** Task statement **
Reproduce the data in its entirety, exactly as supplied.

== Information supplied

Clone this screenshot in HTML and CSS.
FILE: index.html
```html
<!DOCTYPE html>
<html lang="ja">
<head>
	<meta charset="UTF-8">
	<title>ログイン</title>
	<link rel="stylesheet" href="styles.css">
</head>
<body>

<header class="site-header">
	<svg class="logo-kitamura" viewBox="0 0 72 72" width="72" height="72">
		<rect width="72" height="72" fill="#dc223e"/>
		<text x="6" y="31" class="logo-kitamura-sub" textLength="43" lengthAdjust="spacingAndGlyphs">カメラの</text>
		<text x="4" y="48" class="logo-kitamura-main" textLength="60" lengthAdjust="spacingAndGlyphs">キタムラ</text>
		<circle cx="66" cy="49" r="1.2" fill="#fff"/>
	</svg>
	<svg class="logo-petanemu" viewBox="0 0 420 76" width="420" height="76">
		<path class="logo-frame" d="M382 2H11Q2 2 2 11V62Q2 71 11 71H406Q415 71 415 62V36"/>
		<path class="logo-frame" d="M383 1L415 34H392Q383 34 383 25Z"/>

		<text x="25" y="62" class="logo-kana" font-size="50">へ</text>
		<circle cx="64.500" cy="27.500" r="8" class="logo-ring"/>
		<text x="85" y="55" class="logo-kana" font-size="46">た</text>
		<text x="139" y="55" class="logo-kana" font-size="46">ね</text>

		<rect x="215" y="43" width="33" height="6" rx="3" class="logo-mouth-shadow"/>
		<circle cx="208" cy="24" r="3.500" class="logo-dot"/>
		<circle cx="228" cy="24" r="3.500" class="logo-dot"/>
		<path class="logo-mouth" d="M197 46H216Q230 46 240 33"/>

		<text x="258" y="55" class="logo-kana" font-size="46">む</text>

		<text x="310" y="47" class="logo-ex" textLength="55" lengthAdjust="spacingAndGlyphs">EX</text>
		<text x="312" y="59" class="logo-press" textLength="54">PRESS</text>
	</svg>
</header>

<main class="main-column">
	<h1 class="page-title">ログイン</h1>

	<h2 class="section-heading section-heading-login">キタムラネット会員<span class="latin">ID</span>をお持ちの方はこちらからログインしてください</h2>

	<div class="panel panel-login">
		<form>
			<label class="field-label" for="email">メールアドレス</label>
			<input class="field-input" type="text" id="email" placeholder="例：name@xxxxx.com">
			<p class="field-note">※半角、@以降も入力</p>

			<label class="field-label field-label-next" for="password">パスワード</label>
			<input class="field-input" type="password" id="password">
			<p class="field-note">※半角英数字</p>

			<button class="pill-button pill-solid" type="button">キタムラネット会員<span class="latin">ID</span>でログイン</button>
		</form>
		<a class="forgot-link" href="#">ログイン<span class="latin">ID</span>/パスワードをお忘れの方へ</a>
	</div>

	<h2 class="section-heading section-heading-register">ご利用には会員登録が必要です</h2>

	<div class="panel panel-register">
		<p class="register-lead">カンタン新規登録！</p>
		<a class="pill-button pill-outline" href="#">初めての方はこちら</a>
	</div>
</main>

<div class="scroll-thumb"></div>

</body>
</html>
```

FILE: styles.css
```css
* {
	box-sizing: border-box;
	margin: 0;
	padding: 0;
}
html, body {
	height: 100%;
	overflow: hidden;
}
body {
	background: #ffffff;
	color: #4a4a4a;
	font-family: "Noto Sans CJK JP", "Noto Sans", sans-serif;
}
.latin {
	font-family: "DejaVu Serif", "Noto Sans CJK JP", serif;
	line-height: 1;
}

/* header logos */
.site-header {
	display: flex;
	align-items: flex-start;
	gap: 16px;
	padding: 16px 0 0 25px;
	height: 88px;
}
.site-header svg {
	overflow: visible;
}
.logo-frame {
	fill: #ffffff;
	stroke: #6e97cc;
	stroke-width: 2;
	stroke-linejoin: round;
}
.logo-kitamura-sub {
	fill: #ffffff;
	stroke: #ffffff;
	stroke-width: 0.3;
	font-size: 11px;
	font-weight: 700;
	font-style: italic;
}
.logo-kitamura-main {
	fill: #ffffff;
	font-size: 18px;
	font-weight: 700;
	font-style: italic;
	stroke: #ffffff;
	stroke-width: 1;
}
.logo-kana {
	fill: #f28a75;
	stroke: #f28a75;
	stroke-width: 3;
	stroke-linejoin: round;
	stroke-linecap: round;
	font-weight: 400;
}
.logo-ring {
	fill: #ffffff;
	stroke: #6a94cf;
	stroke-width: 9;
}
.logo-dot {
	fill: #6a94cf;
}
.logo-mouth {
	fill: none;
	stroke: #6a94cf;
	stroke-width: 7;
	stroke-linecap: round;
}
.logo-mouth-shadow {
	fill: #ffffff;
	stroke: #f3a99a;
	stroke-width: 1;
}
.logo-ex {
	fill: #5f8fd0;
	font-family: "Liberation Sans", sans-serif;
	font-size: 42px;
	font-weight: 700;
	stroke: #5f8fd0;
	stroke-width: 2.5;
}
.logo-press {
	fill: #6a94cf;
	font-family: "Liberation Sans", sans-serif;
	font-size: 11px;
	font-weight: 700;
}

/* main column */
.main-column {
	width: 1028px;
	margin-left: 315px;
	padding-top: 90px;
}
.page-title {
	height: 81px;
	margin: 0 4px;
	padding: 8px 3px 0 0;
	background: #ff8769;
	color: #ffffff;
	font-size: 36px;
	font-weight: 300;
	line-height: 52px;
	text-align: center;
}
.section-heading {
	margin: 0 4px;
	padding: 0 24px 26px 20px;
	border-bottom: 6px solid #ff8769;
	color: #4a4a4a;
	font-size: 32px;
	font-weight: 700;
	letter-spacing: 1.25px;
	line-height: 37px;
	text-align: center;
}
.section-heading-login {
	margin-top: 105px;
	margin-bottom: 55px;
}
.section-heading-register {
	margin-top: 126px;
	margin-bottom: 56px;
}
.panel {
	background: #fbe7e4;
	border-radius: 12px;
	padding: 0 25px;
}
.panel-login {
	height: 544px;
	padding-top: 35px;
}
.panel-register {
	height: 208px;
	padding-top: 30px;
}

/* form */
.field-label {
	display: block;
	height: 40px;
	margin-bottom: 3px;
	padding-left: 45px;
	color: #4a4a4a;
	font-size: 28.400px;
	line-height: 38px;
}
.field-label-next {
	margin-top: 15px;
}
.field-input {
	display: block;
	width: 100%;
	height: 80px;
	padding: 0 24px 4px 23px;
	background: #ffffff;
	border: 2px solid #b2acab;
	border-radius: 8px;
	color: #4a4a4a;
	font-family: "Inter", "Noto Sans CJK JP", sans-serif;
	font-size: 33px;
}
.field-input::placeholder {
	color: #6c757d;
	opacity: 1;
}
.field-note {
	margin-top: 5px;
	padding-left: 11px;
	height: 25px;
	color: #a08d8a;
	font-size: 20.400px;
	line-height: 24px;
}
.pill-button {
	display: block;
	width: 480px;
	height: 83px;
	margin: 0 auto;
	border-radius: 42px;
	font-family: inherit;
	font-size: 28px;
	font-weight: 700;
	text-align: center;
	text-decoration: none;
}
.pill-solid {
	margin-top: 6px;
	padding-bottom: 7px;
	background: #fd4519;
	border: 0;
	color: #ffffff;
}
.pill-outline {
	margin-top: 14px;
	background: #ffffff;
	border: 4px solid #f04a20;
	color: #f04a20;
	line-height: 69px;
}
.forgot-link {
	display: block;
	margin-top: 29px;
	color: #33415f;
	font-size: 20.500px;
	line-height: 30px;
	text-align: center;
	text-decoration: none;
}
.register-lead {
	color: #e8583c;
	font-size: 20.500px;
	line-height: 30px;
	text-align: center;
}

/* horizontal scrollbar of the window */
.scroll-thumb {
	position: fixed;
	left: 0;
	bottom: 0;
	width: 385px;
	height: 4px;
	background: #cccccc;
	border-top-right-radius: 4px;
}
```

====

** Answer in full **
Clone this screenshot in HTML and CSS.
FILE: index.html
```html
<!DOCTYPE html>
<html lang="ja">
<head>
	<meta charset="UTF-8">
	<title>ログイン</title>
	<link rel="stylesheet" href="styles.css">
</head>
<body>

<header class="site-header">
	<svg class="logo-kitamura" viewBox="0 0 72 72" width="72" height="72">
		<rect width="72" height="72" fill="#dc223e"/>
		<text x="6" y="31" class="logo-kitamura-sub" textLength="43" lengthAdjust="spacingAndGlyphs">カメラの</text>
		<text x="4" y="48" class="logo-kitamura-main" textLength="60" lengthAdjust="spacingAndGlyphs">キタムラ</text>
		<circle cx="66" cy="49" r="1.2" fill="#fff"/>
	</svg>
	<svg class="logo-petanemu" viewBox="0 0 420 76" width="420" height="76">
		<path class="logo-frame" d="M382 2H11Q2 2 2 11V62Q2 71 11 71H406Q415 71 415 62V36"/>
		<path class="logo-frame" d="M383 1L415 34H392Q383 34 383 25Z"/>

		<text x="25" y="62" class="logo-kana" font-size="50">へ</text>
		<circle cx="64.500" cy="27.500" r="8" class="logo-ring"/>
		<text x="85" y="55" class="logo-kana" font-size="46">た</text>
		<text x="139" y="55" class="logo-kana" font-size="46">ね</text>

		<rect x="215" y="43" width="33" height="6" rx="3" class="logo-mouth-shadow"/>
		<circle cx="208" cy="24" r="3.500" class="logo-dot"/>
		<circle cx="228" cy="24" r="3.500" class="logo-dot"/>
		<path class="logo-mouth" d="M197 46H216Q230 46 240 33"/>

		<text x="258" y="55" class="logo-kana" font-size="46">む</text>

		<text x="310" y="47" class="logo-ex" textLength="55" lengthAdjust="spacingAndGlyphs">EX</text>
		<text x="312" y="59" class="logo-press" textLength="54">PRESS</text>
	</svg>
</header>

<main class="main-column">
	<h1 class="page-title">ログイン</h1>

	<h2 class="section-heading section-heading-login">キタムラネット会員<span class="latin">ID</span>をお持ちの方はこちらからログインしてください</h2>

	<div class="panel panel-login">
		<form>
			<label class="field-label" for="email">メールアドレス</label>
			<input class="field-input" type="text" id="email" placeholder="例：name@xxxxx.com">
			<p class="field-note">※半角、@以降も入力</p>

			<label class="field-label field-label-next" for="password">パスワード</label>
			<input class="field-input" type="password" id="password">
			<p class="field-note">※半角英数字</p>

			<button class="pill-button pill-solid" type="button">キタムラネット会員<span class="latin">ID</span>でログイン</button>
		</form>
		<a class="forgot-link" href="#">ログイン<span class="latin">ID</span>/パスワードをお忘れの方へ</a>
	</div>

	<h2 class="section-heading section-heading-register">ご利用には会員登録が必要です</h2>

	<div class="panel panel-register">
		<p class="register-lead">カンタン新規登録！</p>
		<a class="pill-button pill-outline" href="#">初めての方はこちら</a>
	</div>
</main>

<div class="scroll-thumb"></div>

</body>
</html>
```

FILE: styles.css
```css
* {
	box-sizing: border-box;
	margin: 0;
	padding: 0;
}
html, body {
	height: 100%;
	overflow: hidden;
}
body {
	background: #ffffff;
	color: #4a4a4a;
	font-family: "Noto Sans CJK JP", "Noto Sans", sans-serif;
}
.latin {
	font-family: "DejaVu Serif", "Noto Sans CJK JP", serif;
	line-height: 1;
}

/* header logos */
.site-header {
	display: flex;
	align-items: flex-start;
	gap: 16px;
	padding: 16px 0 0 25px;
	height: 88px;
}
.site-header svg {
	overflow: visible;
}
.logo-frame {
	fill: #ffffff;
	stroke: #6e97cc;
	stroke-width: 2;
	stroke-linejoin: round;
}
.logo-kitamura-sub {
	fill: #ffffff;
	stroke: #ffffff;
	stroke-width: 0.3;
	font-size: 11px;
	font-weight: 700;
	font-style: italic;
}
.logo-kitamura-main {
	fill: #ffffff;
	font-size: 18px;
	font-weight: 700;
	font-style: italic;
	stroke: #ffffff;
	stroke-width: 1;
}
.logo-kana {
	fill: #f28a75;
	stroke: #f28a75;
	stroke-width: 3;
	stroke-linejoin: round;
	stroke-linecap: round;
	font-weight: 400;
}
.logo-ring {
	fill: #ffffff;
	stroke: #6a94cf;
	stroke-width: 9;
}
.logo-dot {
	fill: #6a94cf;
}
.logo-mouth {
	fill: none;
	stroke: #6a94cf;
	stroke-width: 7;
	stroke-linecap: round;
}
.logo-mouth-shadow {
	fill: #ffffff;
	stroke: #f3a99a;
	stroke-width: 1;
}
.logo-ex {
	fill: #5f8fd0;
	font-family: "Liberation Sans", sans-serif;
	font-size: 42px;
	font-weight: 700;
	stroke: #5f8fd0;
	stroke-width: 2.5;
}
.logo-press {
	fill: #6a94cf;
	font-family: "Liberation Sans", sans-serif;
	font-size: 11px;
	font-weight: 700;
}

/* main column */
.main-column {
	width: 1028px;
	margin-left: 315px;
	padding-top: 90px;
}
.page-title {
	height: 81px;
	margin: 0 4px;
	padding: 8px 3px 0 0;
	background: #ff8769;
	color: #ffffff;
	font-size: 36px;
	font-weight: 300;
	line-height: 52px;
	text-align: center;
}
.section-heading {
	margin: 0 4px;
	padding: 0 24px 26px 20px;
	border-bottom: 6px solid #ff8769;
	color: #4a4a4a;
	font-size: 32px;
	font-weight: 700;
	letter-spacing: 1.25px;
	line-height: 37px;
	text-align: center;
}
.section-heading-login {
	margin-top: 105px;
	margin-bottom: 55px;
}
.section-heading-register {
	margin-top: 126px;
	margin-bottom: 56px;
}
.panel {
	background: #fbe7e4;
	border-radius: 12px;
	padding: 0 25px;
}
.panel-login {
	height: 544px;
	padding-top: 35px;
}
.panel-register {
	height: 208px;
	padding-top: 30px;
}

/* form */
.field-label {
	display: block;
	height: 40px;
	margin-bottom: 3px;
	padding-left: 45px;
	color: #4a4a4a;
	font-size: 28.400px;
	line-height: 38px;
}
.field-label-next {
	margin-top: 15px;
}
.field-input {
	display: block;
	width: 100%;
	height: 80px;
	padding: 0 24px 4px 23px;
	background: #ffffff;
	border: 2px solid #b2acab;
	border-radius: 8px;
	color: #4a4a4a;
	font-family: "Inter", "Noto Sans CJK JP", sans-serif;
	font-size: 33px;
}
.field-input::placeholder {
	color: #6c757d;
	opacity: 1;
}
.field-note {
	margin-top: 5px;
	padding-left: 11px;
	height: 25px;
	color: #a08d8a;
	font-size: 20.400px;
	line-height: 24px;
}
.pill-button {
	display: block;
	width: 480px;
	height: 83px;
	margin: 0 auto;
	border-radius: 42px;
	font-family: inherit;
	font-size: 28px;
	font-weight: 700;
	text-align: center;
	text-decoration: none;
}
.pill-solid {
	margin-top: 6px;
	padding-bottom: 7px;
	background: #fd4519;
	border: 0;
	color: #ffffff;
}
.pill-outline {
	margin-top: 14px;
	background: #ffffff;
	border: 4px solid #f04a20;
	color: #f04a20;
	line-height: 69px;
}
.forgot-link {
	display: block;
	margin-top: 29px;
	color: #33415f;
	font-size: 20.500px;
	line-height: 30px;
	text-align: center;
	text-decoration: none;
}
.register-lead {
	color: #e8583c;
	font-size: 20.500px;
	line-height: 30px;
	text-align: center;
}

/* horizontal scrollbar of the window */
.scroll-thumb {
	position: fixed;
	left: 0;
	bottom: 0;
	width: 385px;
	height: 4px;
	background: #cccccc;
	border-top-right-radius: 4px;
}
```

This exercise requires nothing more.